Das Allgemeine Persönlichkeitsrecht schütze die freie Entfaltung der Persönlichkeit und biete dabei insbesondere Schutz vor einer personenbezogenen Berichterstattung und Verbreitung von Informationen, die geeignet seien, die Persönlichkeitsentfaltung erheblich zu beeinträchtigen, so das Bundesverfassungsgericht. Es gewährleiste jedoch nicht das Recht, öffentlich so wahrgenommen zu werden, wie es den eigenen Wünschen entspricht. Soweit das öffentlich zugängliche Vorhalten eines Berichts, insbesondere in Online-Pressearchiven, in Rede steht, sei dessen Zulässigkeit ausgehend vom Grundsatz der Zulässigkeit wahrer Berichterstattung aus dem Bereich der Sozialsphäre anhand einer Abwägung der im Zeitpunkt des jeweiligen Löschungsverlangens bestehenden gegenläufigen grundrechtlich geschützten Interessen zu beurteilen. Dabei seien insbesondere das Interesse der Presse am unveränderten öffentlichen Vorhalten ihrer zulässig veröffentlichten Berichte und das allgemeine Interesse der Öffentlichkeit an einer fortgesetzten Verfügbarkeit zutreffender Informationen zu berücksichtigen.

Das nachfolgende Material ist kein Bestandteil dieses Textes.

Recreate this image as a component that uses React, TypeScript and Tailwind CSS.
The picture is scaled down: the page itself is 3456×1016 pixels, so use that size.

Diesen Vorgaben genügen nach Ansicht des Bundesverfassungsgerichts die angegriffenen Entscheidungen. Sie erkennen neben dem weiterhin bestehenden Informationswert des archivierten Artikels, den sie in nachvollziehbarer Weise begründen, auch ein allgemeines Interesse der Presse an, ihre Archive möglichst vollständig und unverändert der Öffentlichkeit verfügbar zu halten. Dabei nehmen sie - grundrechtlich nicht zu beanstanden - an, dass dem Beschwerdeführer aus der öffentlichen Kenntnis um sein Kindschaftsverhältnis zu dem ehemaligen Oberbürgermeister keine erheblichen negativen Folgen drohen. Insofern gehen sie nachvollziehbar davon aus, dass die aus der Verfügbarkeit des Berichts drohenden Persönlichkeitsbeeinträchtigungen nicht ähnlich schwer wiegen wie bei einer Berichterstattung über schwere Straftaten oder allgemein grob missbilligtes Verhalten.

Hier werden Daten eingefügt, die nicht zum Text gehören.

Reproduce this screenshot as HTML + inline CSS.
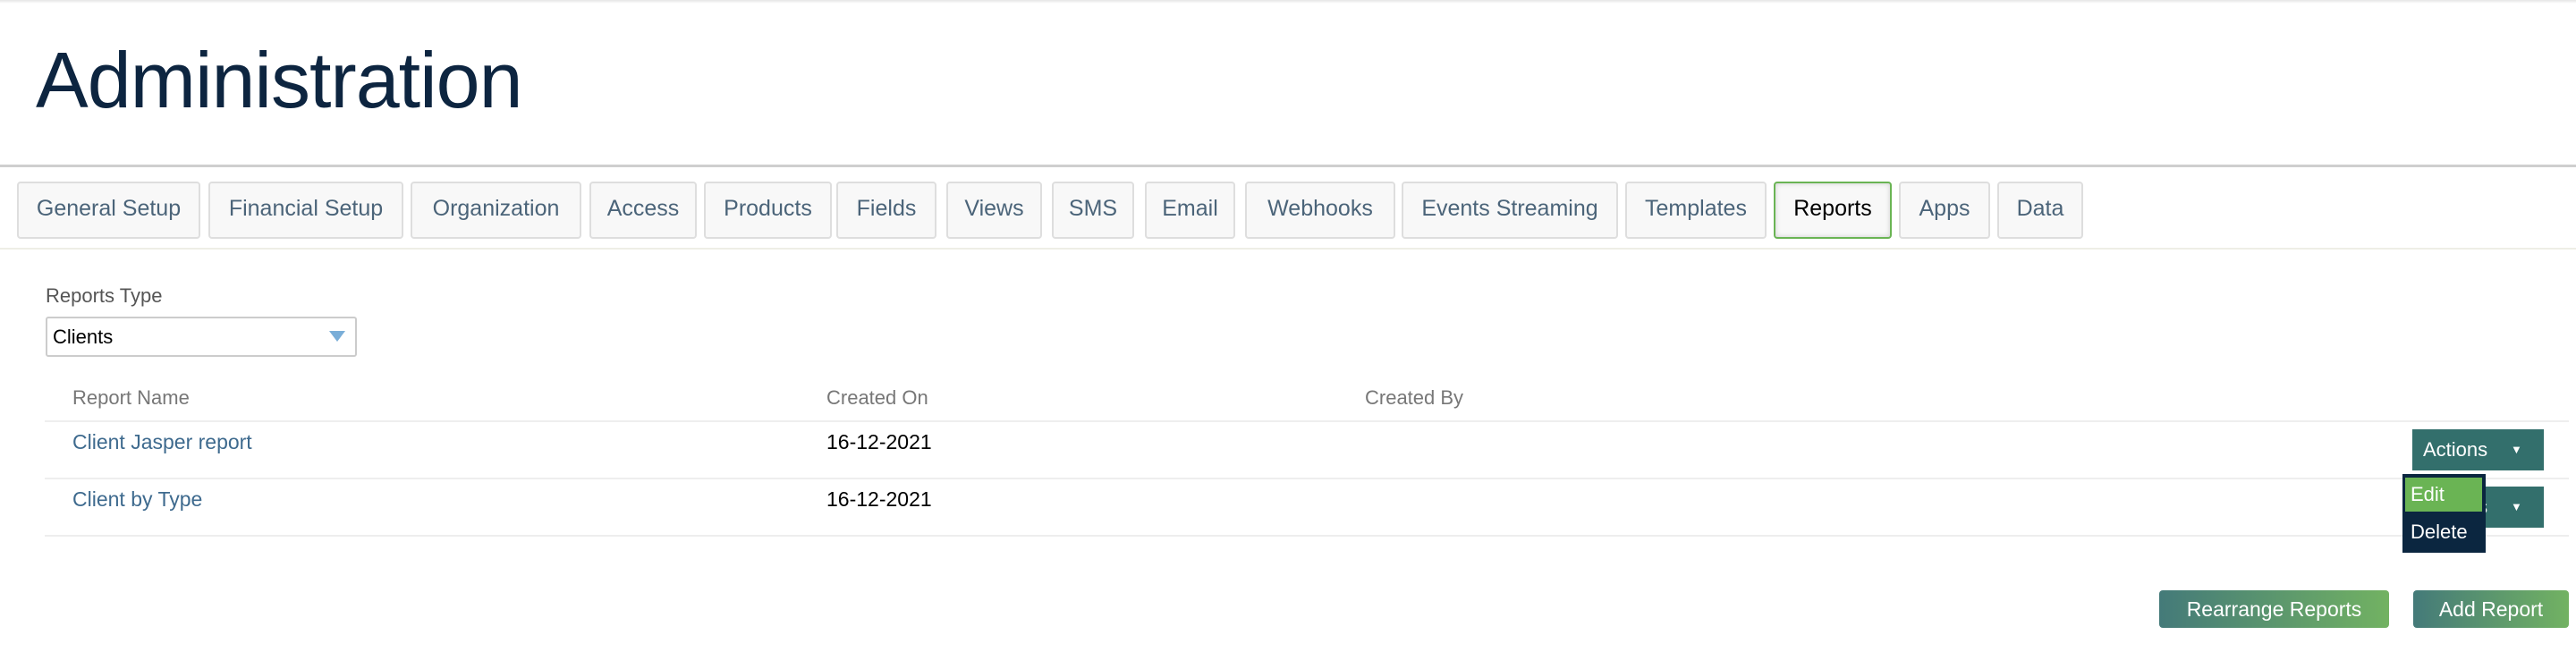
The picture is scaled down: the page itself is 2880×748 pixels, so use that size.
<!DOCTYPE html>
<html><head><meta charset="utf-8"><style>
*{margin:0;padding:0;box-sizing:border-box}
body{width:2880px;height:748px;background:#fff;font-family:"Liberation Sans",sans-serif;position:relative;overflow:hidden}
.abs{position:absolute}
.topshadow{left:0;top:0;width:2880px;height:4px;background:linear-gradient(#e6e6e6,#fff)}
h1{position:absolute;left:40px;top:40px;font-size:88px;font-weight:normal;color:#0d2540;letter-spacing:-1px;line-height:100px}
.line1{left:0;top:184px;width:2880px;height:3px;background:#cfcfcf}
.line2{left:0;top:277px;width:2880px;height:2px;background:#eeeee6}
.tab{position:absolute;top:203px;height:64px;background:#f8f8f8;border:2px solid #dedede;border-radius:4px;color:#4b6479;font-size:25px;display:flex;align-items:center;justify-content:center;padding-bottom:4px}
.tab.act{border-color:#6ab454;color:#000;box-shadow:inset 0 0 6px #ccc}
.lbl{left:51px;top:318px;font-size:22px;color:#555}
.sel{left:51px;top:354px;width:348px;height:45px;border:2px solid #ccc;border-radius:3px;font-size:22px;color:#000;padding:8px 0 0 6px}
.tri{left:368px;top:370px;width:0;height:0;border-left:9px solid transparent;border-right:9px solid transparent;border-top:12px solid #7aaed8}
.th{top:432px;font-size:22px;color:#777}
.hr{left:50px;width:2822px;height:2px;background:#eee}
.td{font-size:23px}
.link{color:#3e6a8e}
.btnA{left:2697px;width:147px;height:46px;background:#336f6c;color:#fff;font-size:22px;padding:10px 0 0 12px}
.btnA span{position:absolute;left:110px;top:15px;font-size:13px}
.menu{left:2686px;top:530px;width:93px;height:88px;background:#0b2640}
.edit{left:2689px;top:534px;width:86px;height:38px;background:#6ab454;color:#fff;font-size:22px;padding:6px 0 0 6px}
.del{left:2695px;top:582px;color:#fff;font-size:22px}
.gb{top:660px;height:42px;border-radius:4px;background:linear-gradient(90deg,#447a79,#72b262);color:#fff;font-size:23px;display:flex;align-items:center;justify-content:center}
</style></head><body>
<div class="abs topshadow"></div>
<h1>Administration</h1>
<div class="abs line1"></div>
<div class="tab" style="left:19px;width:205px">General Setup</div>
<div class="tab" style="left:233px;width:218px">Financial Setup</div>
<div class="tab" style="left:459px;width:191px">Organization</div>
<div class="tab" style="left:659px;width:120px">Access</div>
<div class="tab" style="left:787px;width:143px">Products</div>
<div class="tab" style="left:935px;width:112px">Fields</div>
<div class="tab" style="left:1058px;width:107px">Views</div>
<div class="tab" style="left:1176px;width:92px">SMS</div>
<div class="tab" style="left:1280px;width:101px">Email</div>
<div class="tab" style="left:1392px;width:168px">Webhooks</div>
<div class="tab" style="left:1567px;width:242px">Events Streaming</div>
<div class="tab" style="left:1817px;width:158px">Templates</div>
<div class="tab act" style="left:1983px;width:132px">Reports</div>
<div class="tab" style="left:2123px;width:102px">Apps</div>
<div class="tab" style="left:2233px;width:96px">Data</div>
<div class="abs line2"></div>
<div class="abs lbl">Reports Type</div>
<div class="abs sel">Clients</div>
<div class="abs tri"></div>
<div class="abs th" style="left:81px">Report Name</div>
<div class="abs th" style="left:924px">Created On</div>
<div class="abs th" style="left:1526px">Created By</div>
<div class="abs hr" style="top:470px"></div>
<div class="abs hr" style="top:534px"></div>
<div class="abs hr" style="top:598px"></div>
<div class="abs td link" style="left:81px;top:481px">Client Jasper report</div>
<div class="abs td" style="left:924px;top:481px">16-12-2021</div>
<div class="abs td link" style="left:81px;top:545px">Client by Type</div>
<div class="abs td" style="left:924px;top:545px">16-12-2021</div>
<div class="abs btnA" style="top:480px">Actions<span>▼</span></div>
<div class="abs btnA" style="top:544px">Actions<span>▼</span></div>
<div class="abs menu"></div>
<div class="abs edit">Edit</div>
<div class="abs del">Delete</div>
<div class="abs gb" style="left:2414px;width:257px">Rearrange Reports</div>
<div class="abs gb" style="left:2698px;width:174px">Add Report</div>
</body></html>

Eine die Löschung oder Verbergung der persönlichen Daten gebietende Wirkung des Berichts ergebe sich insbesondere auch deshalb nicht, so das Bundesverfassungsgericht, weil dessen Nachweis bei einer Namenssuche durch Internetsuchmaschinen nur auf Position 40 bis 50 erscheint und damit nicht prioritär nachgewiesen wird. Es sei daher nicht erkennbar, dass Personen, die nicht intensive Recherchen anstellen, in persönlichkeitsverletzender Weise auf den Bericht und damit auf das Kindschaftsverhältnis zu dem ehemaligen Oberbürgermeister hingelenkt würden.

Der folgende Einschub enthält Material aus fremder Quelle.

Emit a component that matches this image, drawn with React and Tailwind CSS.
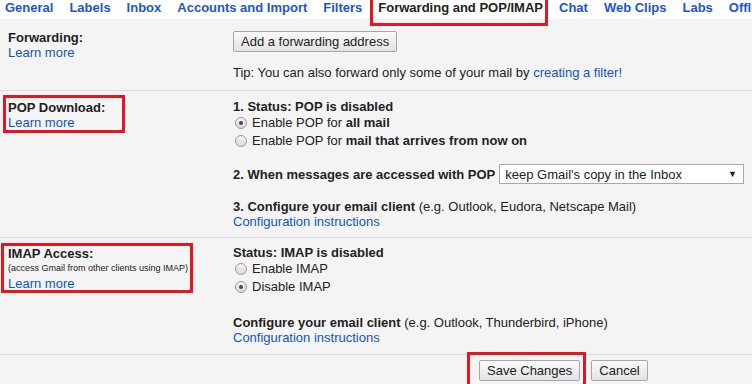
import { useState } from 'react';

const tabs = ['General', 'Labels', 'Inbox', 'Accounts and Import', 'Filters', 'Forwarding and POP/IMAP', 'Chat', 'Web Clips', 'Labs', 'Offline'];

function RedFrame({ className }) {
    return <div className={`absolute border-[3px] border-[#e4161f] pointer-events-none ${className}`}></div>;
}

function Radio({ checked, onChange, children }) {
    return (
        <label className="flex items-center h-[18px] leading-[18px] cursor-pointer" onClick={onChange}>
            <span className="ml-[2px] mr-[5px] w-[12px] h-[12px] rounded-full border border-[#9a9a9a] bg-gradient-to-b from-[#f4f4f4] to-[#d8d8d8] flex items-center justify-center">
                {checked && <span className="w-[4px] h-[4px] rounded-full bg-[#4a4a4a]"></span>}
            </span>
            <span>{children}</span>
        </label>
    );
}

function GrayButton({ children, className = '' }) {
    return (
        <button className={`h-[21px] px-[7px] border border-[#a6a6a6] rounded-[2px] bg-gradient-to-b from-[#fafafa] to-[#e2e2e2] text-[13px] leading-[19px] text-[#222] ${className}`}>
            {children}
        </button>
    );
}

export default function App() {
    const [pop, setPop] = useState('all');
    const [imap, setImap] = useState('off');

    return (
        <div className="w-[752px] h-[384px] overflow-hidden bg-[#f4f4f4] text-[13px] leading-[15px] text-[#222] font-['Liberation_Sans',Arial,sans-serif]">

            {/* Tabs */}
            <div className="h-[19px] bg-white flex gap-4 pl-[5px] whitespace-nowrap font-bold">
                {tabs.map(t => (
                    t === 'Forwarding and POP/IMAP' ? (
                        <span key={t} className="relative text-[#222]">
                            {t}
                            <RedFrame className="-left-[8px] -right-[5px] -top-[4px] -bottom-[7px] z-10" />
                        </span>
                    ) : (
                        <span key={t} className="text-[#2255cc]">{t}</span>
                    )
                ))}
            </div>

            {/* Forwarding */}
            <div className="flex pt-[11px] pb-[10px] border-b border-[#dcdcdc]">
                <div className="w-[233px] pl-2 shrink-0">
                    <div className="font-bold">Forwarding:</div>
                    <div className="text-[#1155cc]">Learn more</div>
                </div>
                <div className="flex-1">
                    <GrayButton className="mt-px">Add a forwarding address</GrayButton>
                    <div className="mt-[13px]">
                        Tip: You can also forward only some of your mail by <span className="text-[#1155cc]">creating a filter!</span>
                    </div>
                </div>
            </div>

            {/* POP */}
            <div className="flex pt-[9px] pb-[8px] border-b border-[#dcdcdc]">
                <div className="w-[233px] pl-2 shrink-0">
                    <div className="relative w-fit">
                        <div className="font-bold">POP Download:</div>
                        <div className="text-[#1155cc]">Learn more</div>
                        <RedFrame className="-left-[5px] -top-[5px] -bottom-[3px] w-[122px]" />
                    </div>
                </div>
                <div className="flex-1 pr-[8px]">
                    <div className="font-bold leading-[14px]">1. Status: POP is disabled</div>
                    <Radio checked={pop === 'all'} onChange={() => setPop('all')}>
                        Enable POP for <b>all mail</b>
                    </Radio>
                    <Radio checked={pop === 'now'} onChange={() => setPop('now')}>
                        Enable POP for <b>mail that arrives from now on</b>
                    </Radio>
                    <div className="mt-[14px] flex items-center h-[20px]">
                        <span className="font-bold whitespace-nowrap">2. When messages are accessed with POP</span>
                        <div className="ml-[4px] flex-1 h-[20px] bg-white border border-[#a9a9a9] flex items-center justify-between pl-[5px] pr-[6px]">
                            <span>keep Gmail's copy in the Inbox</span>
                            <span className="text-[9px]">▼</span>
                        </div>
                    </div>
                    <div className="mt-[15px]">
                        <b>3. Configure your email client</b> (e.g. Outlook, Eudora, Netscape Mail)
                    </div>
                    <div className="text-[#1155cc]">Configuration instructions</div>
                </div>
            </div>

            {/* IMAP */}
            <div className="flex pt-[8px] pb-[9px] border-b border-[#dcdcdc]">
                <div className="w-[233px] pl-2 shrink-0">
                    <div className="relative w-fit">
                        <div className="font-bold">IMAP Access:</div>
                        <div className="text-[9px]">(access Gmail from other clients using IMAP)</div>
                        <div className="text-[#1155cc]">Learn more</div>
                        <RedFrame className="-left-[7px] -top-[3px] -bottom-[2px] w-[192px]" />
                    </div>
                </div>
                <div className="flex-1">
                    <div className="font-bold leading-[14px]">Status: IMAP is disabled</div>
                    <Radio checked={imap === 'on'} onChange={() => setImap('on')}>Enable IMAP</Radio>
                    <Radio checked={imap === 'off'} onChange={() => setImap('off')}>Disable IMAP</Radio>
                    <div className="mt-[19px]">
                        <b>Configure your email client</b> (e.g. Outlook, Thunderbird, iPhone)
                    </div>
                    <div className="text-[#1155cc]">Configuration instructions</div>
                </div>
            </div>

            {/* Actions */}
            <div className="flex items-start pt-[5px] pl-[479px] gap-[11px]">
                <div className="relative">
                    <GrayButton>Save Changes</GrayButton>
                    <RedFrame className="-left-[12px] -right-[6px] -top-[8px] -bottom-[8px]" />
                </div>
                <GrayButton>Cancel</GrayButton>
            </div>
        </div>
    );
}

Auch die vom Beschwerdeführer geltend gemachten Erschwerungen einer selbstbestimmten Persönlichkeitsentfaltung aufgrund der Kenntnis um die ehemals prominente gesellschaftliche und politische Stellung seines Vaters hielt das Bundesverfassungsgericht für unbeachtlich. Zwar möge dieser Gesichtspunkt eine selbständige Persönlichkeitsrelevanz für die Kinder prominenter Personen besitzen. Das Allgemeine Persönlichkeitsrecht gewährleiste jedoch auch insoweit keine einseitig durch die Betroffenen bestimmte Selbstdefinition.